Now, since everything was in place, I started thinking about what all optimizations to make, as well as a strategy to populate my library.

While observing my manually populated data, I realized, all the GIFs had the same URL they were only differentiated by their respective gif_id, So I thought why not to make them on the go, and store just the gif_id with the keyword and make the URL on the go. With the limited storage, This seemed like a good idea. 💁

Filtered Data with Unique gif_ids

GIFs, matched to cool and awesome keywords were ready. But what do I do with it now?

How do I populate it? If I go out with a GIF-API wrapper and in the background process the HD ones? But this would take forever to build my library 😐
What to do with the keywords? Where do I store them?
What to do with the GIFs that belong to multiple categories.

Pheww. This seemed like a 3-day job in the beginning, and it was already 3 weeks with my full-time job going and the project didn’t seem to come to an end.

(Replays the coding mantra in the heart, KEEP IT SIMPLE STUPID, And use your pen).

And here it was. A separate table for keywords with unique keywords only and a corresponding id, which would be mapped to my GIFs. So, the same gif_id can have multiple `keyword_ids`. I used the GIPHYs categories endpoint to create a list of keywords in my library. PERFECT. My keywords were sorted. so were the gifs.

Now I required a system that could get pre-saved keywords from my DB, pick keywords, and keep calling my API so that my GIFs can be processed in the background.
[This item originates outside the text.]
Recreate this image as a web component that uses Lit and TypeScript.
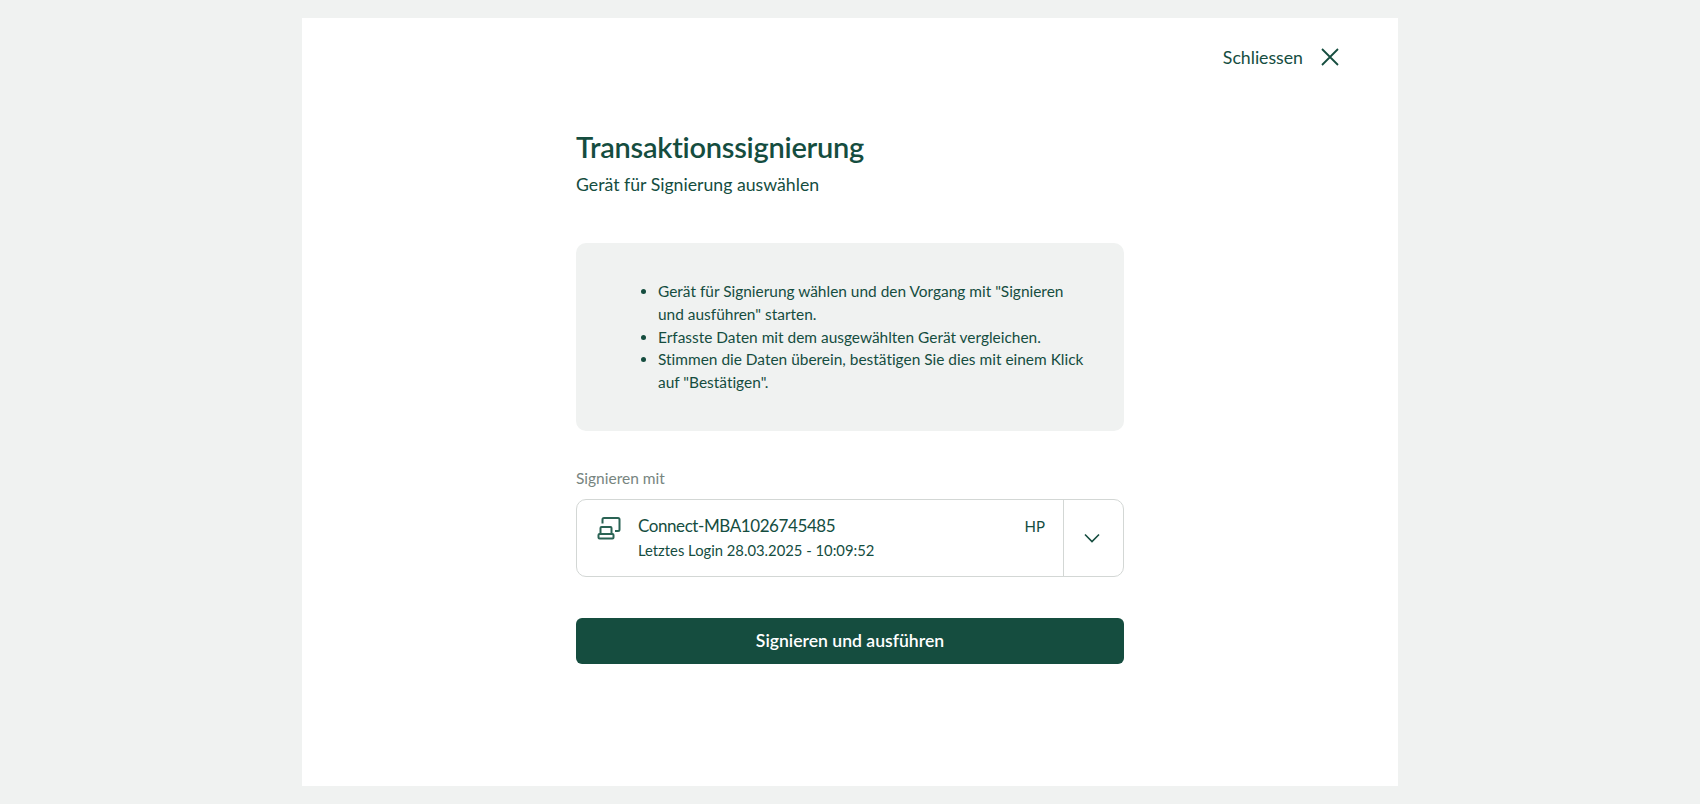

What easier way of doing it than setting up a CRON job for this!

Obviously I had to use some ethical hacks to avoid my API_Key being blocked by GIPHY and here I was with 3lac GIFs within 10days :D

I can’t wait for them to reach a million and build a REST API of it for the general public.💛

Here’s my mini dashboard to let you go through the collection

GIF THIEF- 🙋

My next few challenges include adding tenor and other platform support to it, as well as, how to keep my library updated with the new GIFs.